Pendant les années 1980, les États-Unis s’en donnent à cœur joie : ils utilisent leur veto à tour de bras lorsque l’ONU, parfois, ose estimer du bout des lèvres qu’il est illégal de fomenter des coups d’États en Amérique du Sud : la contre-révolution armée contre les sandinistes du Nicaragua en 1979 et les minages de ports par les Américains sont seulement déplorés par des résolutions leur demandant gentiment de bien vouloir « s’abstenir » d’intervenir « directement ou indirectement, ouvertement ou discrètement » dans tout pays d’Amérique Centrale et des Caraïbes...

Jusqu’en 1989, l’ONU n’est ainsi qu’une institution au service du maintien de l’ordre mondial édifié à la fin de la Seconde Guerre mondiale sur la base du « partage du monde » entre les puissances impérialistes et l’URSS. Dès sa naissance, elle a permis aux bourgeoisies des pays les plus puissants comme à la bureaucratie stalinienne de donner une couverture légale à leurs rapines et autres interventions contre le prolétariat et les peuples en lutte pour leur émancipation. Constamment, elle a permis de sceller l’accord explicite ou tacite entre les États-Unis et l’URSS qui dominaient alors la planète, et leur a laissé les mains libres pour agir à leur guise chacun dans son coin, en s’abstenant d’intervenir lorsque l’un des deux « Grands » était au cœur d’un conflit ou même agresseur d’un autre pays.

La fonction de l’ONU va évoluer après la chute du mur de Berlin en 1989 et l’effondrement de l’URSS, sans changer pour autant sa nature.

(À suivre.)


1) Pierre-Édouard Deldique, Le Mythe des Nations Unies. L’ONU après la guerre froide, Paris, Hachette, 1994, p. 59.

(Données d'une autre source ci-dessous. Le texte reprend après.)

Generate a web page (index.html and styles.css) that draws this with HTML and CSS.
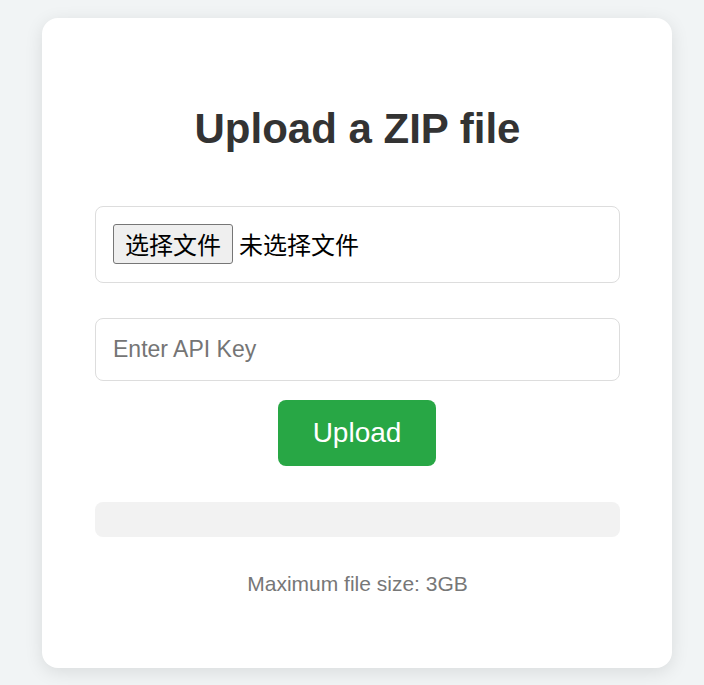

2) Officiellement, l’URSS pratique alors la politique de la « chaise vide » pour protester contre le fait que, après la révolution chinoise de 1949, le siège de la Chine à l’ONU est revenu à la prétendue « Chine nationaliste » de Tchang-Kaï-Tchek (réduite en réalité à l’île de Taïwan) et non à la « Chine populaire ».